Hace cien años había en España un partido y un sindicato que se financiaban con las cuotas que pagaban sus afiliados. Lo notable de aquello es que los cotizantes eran gente con recursos muy escasos. Pese a todo, el PSOE y UGT, que así se llamaban partido y sindicato, llegaron a convertirse en poco tiempo en organizaciones hegemónicas entre los trabajadores, a los que además prestaban importantes servicios de todo tipo cuando se ponían en huelga, enfermaban o iban a la cárcel por razones de su acción política o laboral. Aquel tinglado lo montó un tipógrafo llamado Pablo Iglesias. Los rumbos políticos de ambas organizaciones en el primer tercio del siglo XX están hoy sometidos ya solo al juicio de los historiadores, pero nadie dice que su trayectoria estuviera marcada por la corrupción de sus dirigentes, o por que el clientelismo devorara la voluntad de sus militantes o por que el Estado o las empresas privadas les pudieran comprar. Sus errores fueron autónomos.
Aquel comportamiento tuvo su final antes de 1945. Los triunfantes soviéticos de 1917 comenzaron a financiar a sus organizaciones amigas, lo que no pararían de hacer hasta la caída del muro de Berlín. Los fascismos, por su parte, se ocuparon de alimentar sus organizaciones corporativas, y en la Europa occidental de la guerra fría, los Gobiernos autóctonos procuraron las ayudas a sindicatos y partidos para mejorar el Estado de bienestar, pero también para contrarrestar la influencia creciente del comunismo en la política. La CIA americana subvencionó con generosidad organizaciones de todo el mundo. Y eso dejó una cultura de la subvención que abortó cualquier tentación de independencia económica entre los protagonistas esenciales del sistema.
No es preciso extenderse sobre las verdades del barquero. La financiación torticera de las organizaciones políticas o sindicales llega a convertirlas en algunos casos en algo similar a la Mafia. El ejemplo italiano está aún muy cerca. Dos grandes partidos, el Partido Socialista de Bettino Craxi, y la Democracia Cristiana de Giulio Andreotti, fueron devorados por la insaciable voracidad de sus dirigentes, comprados por la Mafia, manipulando el dinero del Estado y la voluntad de sus votantes. La historia se los llevó por delante. Ahora UGT, la que fue una organización ejemplar, corre el riesgo de que la tormenta la barra porque una parte importante de su cúpula directiva en Andalucía ha dilapidado dinero público, europeo y español, en acciones oscuras.
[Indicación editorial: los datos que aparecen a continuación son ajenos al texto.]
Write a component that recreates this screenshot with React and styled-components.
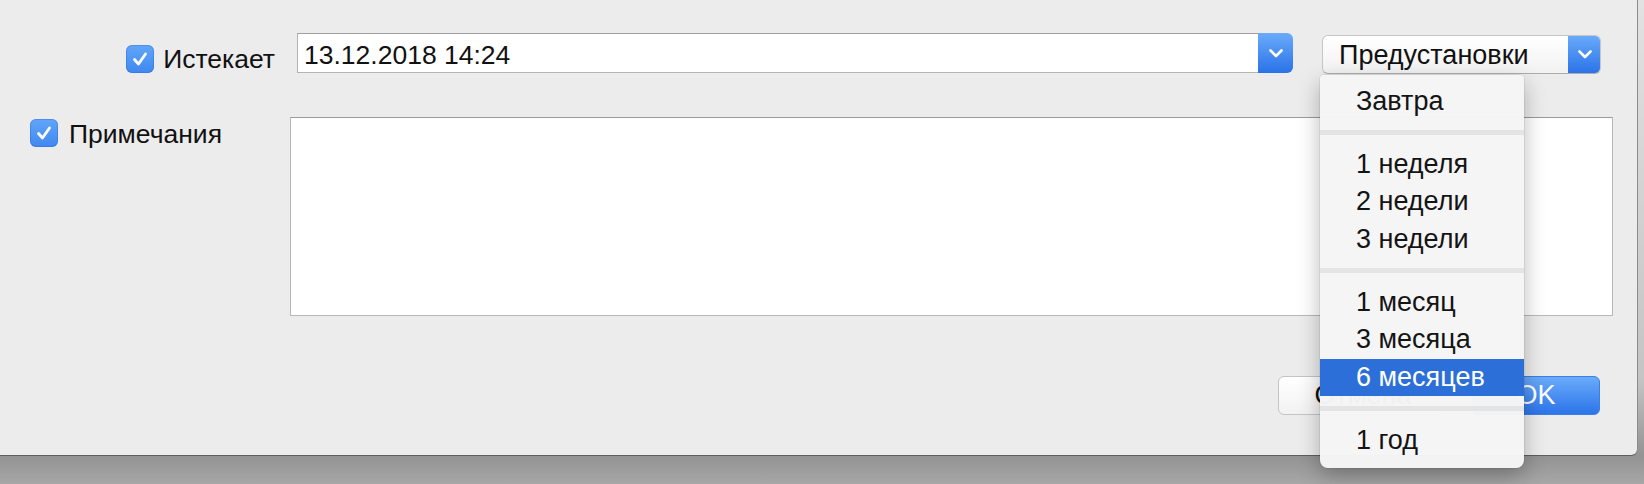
import React from "react";
import styled, { createGlobalStyle } from "styled-components";

const GlobalStyle = createGlobalStyle`
  html, body {
    margin: 0;
    padding: 0;
  }
  body {
    font-family: "Liberation Sans", Arial, sans-serif;
    color: #111;
  }
`;

const presets = [
  ["Завтра"],
  ["1 неделя", "2 недели", "3 недели"],
  ["1 месяц", "3 месяца", "6 месяцев"],
  ["1 год"],
];

function Chevron() {
  return (
    <svg width="14" height="9" viewBox="0 0 14 9">
      <polyline
        points="1.5,1.5 7,7 12.5,1.5"
        fill="none"
        stroke="#fff"
        strokeWidth="2.6"
        strokeLinecap="round"
        strokeLinejoin="round"
      />
    </svg>
  );
}

function CheckBox() {
  return (
    <Box>
      <svg width="28" height="28" viewBox="0 0 28 28">
        <polyline
          points="8.5,14.5 12.5,19 19.5,9"
          fill="none"
          stroke="#fff"
          strokeWidth="2.8"
          strokeLinecap="round"
          strokeLinejoin="round"
        />
      </svg>
    </Box>
  );
}

function App() {
  return (
    <>
      <GlobalStyle />
      <Desktop>
        <Sheet>
          <ExpiresRow>
            <LabelArea $align="end" $width={297} $pad="0 22px 0 0" $top={12}>
              <CheckBox />
              <Label>Истекает</Label>
            </LabelArea>
            <DateField>
              <DateInput>13.12.2018 14:24</DateInput>
              <Stepper>
                <Chevron />
              </Stepper>
            </DateField>
            <PresetWrap>
              <PresetButton>
                <PresetText>Предустановки</PresetText>
                <PresetArrow>
                  <Chevron />
                </PresetArrow>
              </PresetButton>
              <Menu>
                {presets.map((group, gi) => (
                  <React.Fragment key={gi}>
                    {gi > 0 && (
                      <Separator>
                        <SepLine />
                      </Separator>
                    )}
                    {group.map((item) => (
                      <MenuItem key={item} $active={item === "6 месяцев"}>
                        {item}
                      </MenuItem>
                    ))}
                  </React.Fragment>
                ))}
              </Menu>
            </PresetWrap>
          </ExpiresRow>

          <NotesRow>
            <LabelArea $align="start" $width={290} $pad="0 0 0 30px" $top={0}>
              <CheckBox />
              <Label $gap={11} $shift={3}>
                Примечания
              </Label>
            </LabelArea>
            <Notes />
          </NotesRow>

          <ButtonRow>
            <Button $width={170}>Отмена</Button>
            <Button $width={128} $primary>
              OK
            </Button>
          </ButtonRow>
        </Sheet>
      </Desktop>
    </>
  );
}

const Desktop = styled.div`
  width: 1644px;
  height: 484px;
  overflow: hidden;
  background: linear-gradient(
    to bottom,
    #e2e2e2 0px,
    #c4c4c4 380px,
    #939393 456px,
    #a7a7a7 484px
  );
`;

const Sheet = styled.div`
  box-sizing: border-box;
  width: 1638px;
  height: 456px;
  background: #ececec;
  border-right: 1px solid #8c8c8c;
  border-bottom: 1px solid #5e5e5e;
  border-bottom-right-radius: 7px;
  display: flex;
  flex-direction: column;
  padding-top: 33px;
`;

const ExpiresRow = styled.div`
  display: flex;
  align-items: flex-start;
  height: 40px;
`;

const NotesRow = styled.div`
  display: flex;
  align-items: flex-start;
  margin-top: 44px;
`;

const LabelArea = styled.div`
  box-sizing: border-box;
  flex: none;
  width: ${(p) => p.$width}px;
  padding: ${(p) => p.$pad};
  margin-top: ${(p) => p.$top}px;
  display: flex;
  align-items: center;
  justify-content: ${(p) => (p.$align === "end" ? "flex-end" : "flex-start")};
`;

const Box = styled.div`
  width: 28px;
  height: 28px;
  border-radius: 6px;
  background: linear-gradient(to bottom, #62a5f9, #3f88f0);
  box-shadow: inset 0 0 0 1px rgba(40, 100, 210, 0.35);
  display: flex;
`;

const Label = styled.span`
  margin-left: ${(p) => p.$gap || 9}px;
  padding-top: ${(p) => p.$shift || 0}px;
  font-size: 26.5px;
  line-height: 28px;
  color: #111;
`;

const DateField = styled.div`
  display: flex;
  width: 996px;
  height: 40px;
`;

const DateInput = styled.div`
  box-sizing: border-box;
  flex: 1;
  height: 40px;
  background: #fff;
  border: 1px solid #b4b4b4;
  border-top-color: #9e9e9e;
  border-right: none;
  padding: 4px 0 0 6px;
  font-size: 26.5px;
  line-height: 34px;
  color: #111;
`;

const Stepper = styled.div`
  width: 35px;
  height: 40px;
  border-radius: 0 6px 6px 0;
  background: linear-gradient(to bottom, #6aabfa, #2a72e8);
  display: flex;
  align-items: center;
  justify-content: center;
  padding-top: 1px;
  box-sizing: border-box;
`;

const PresetWrap = styled.div`
  position: relative;
  margin: 2px 0 0 29px;
  width: 279px;
  height: 39px;
`;

const PresetButton = styled.div`
  box-sizing: border-box;
  display: flex;
  height: 39px;
  border-radius: 6px;
  border: 1px solid #c6c6c6;
  border-bottom-color: #adadad;
  background: linear-gradient(to bottom, #ffffff, #f2f2f2);
  overflow: hidden;
`;

const PresetText = styled.div`
  flex: 1;
  padding: 1px 0 0 16px;
  font-size: 27px;
  line-height: 36px;
  color: #111;
`;

const PresetArrow = styled.div`
  width: 33px;
  margin: -1px -1px -1px 0;
  background: linear-gradient(to bottom, #6aabfa, #2a72e8);
  display: flex;
  align-items: center;
  justify-content: center;
`;

const Menu = styled.div`
  position: absolute;
  top: 40px;
  left: -2px;
  width: 204px;
  box-sizing: border-box;
  padding: 7.5px 0 9px;
  background: rgba(245, 245, 245, 0.98);
  border-radius: 4px 4px 8px 8px;
  box-shadow: 0 0 0 1px rgba(0, 0, 0, 0.06), 0 8px 22px rgba(0, 0, 0, 0.28);
  z-index: 10;
`;

const MenuItem = styled.div`
  height: 37.5px;
  padding-left: 36px;
  font-size: 27px;
  line-height: 37.5px;
  white-space: nowrap;
  color: ${(p) => (p.$active ? "#fff" : "#141414")};
  background: ${(p) => (p.$active ? "#2d6fd8" : "transparent")};
`;

const Separator = styled.div`
  height: 25.5px;
  display: flex;
  align-items: center;
`;

const SepLine = styled.div`
  flex: 1;
  height: 5px;
  background: #e4e4e4;
`;

const Notes = styled.div`
  box-sizing: border-box;
  width: 1323px;
  height: 199px;
  background: #fff;
  border: 1px solid #b8b8b8;
  border-top-color: #9a9a9a;
`;

const ButtonRow = styled.div`
  display: flex;
  justify-content: flex-end;
  gap: 24px;
  margin-top: 60px;
  padding-right: 37px;
`;

const Button = styled.div`
  box-sizing: border-box;
  width: ${(p) => p.$width}px;
  height: 39px;
  border-radius: 6px;
  text-align: center;
  font-size: 27px;
  line-height: 37px;
  color: ${(p) => (p.$primary ? "#fff" : "#111")};
  border: 1px solid ${(p) => (p.$primary ? "#3a7fe8" : "#c4c4c4")};
  background: ${(p) =>
    p.$primary
      ? "linear-gradient(to bottom, #6aabfa, #2c74ea)"
      : "linear-gradient(to bottom, #ffffff, #f2f2f2)"};
`;

export default App;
El PP, con un presidente de Comunidad, Ignacio González, al borde de la dimisión; Unió, Convergència, no presentan mejor currículo. Aunque tengan militantes más comprensivos que los sindicalistas con el manejo sucio de los fondos públicos. Casi todo el mundo piensa que es urgente cambiar a fondo los mecanismos de financiación de partidos y sindicatos. Casi todo el mundo, menos casi todos los partidos y sindicatos.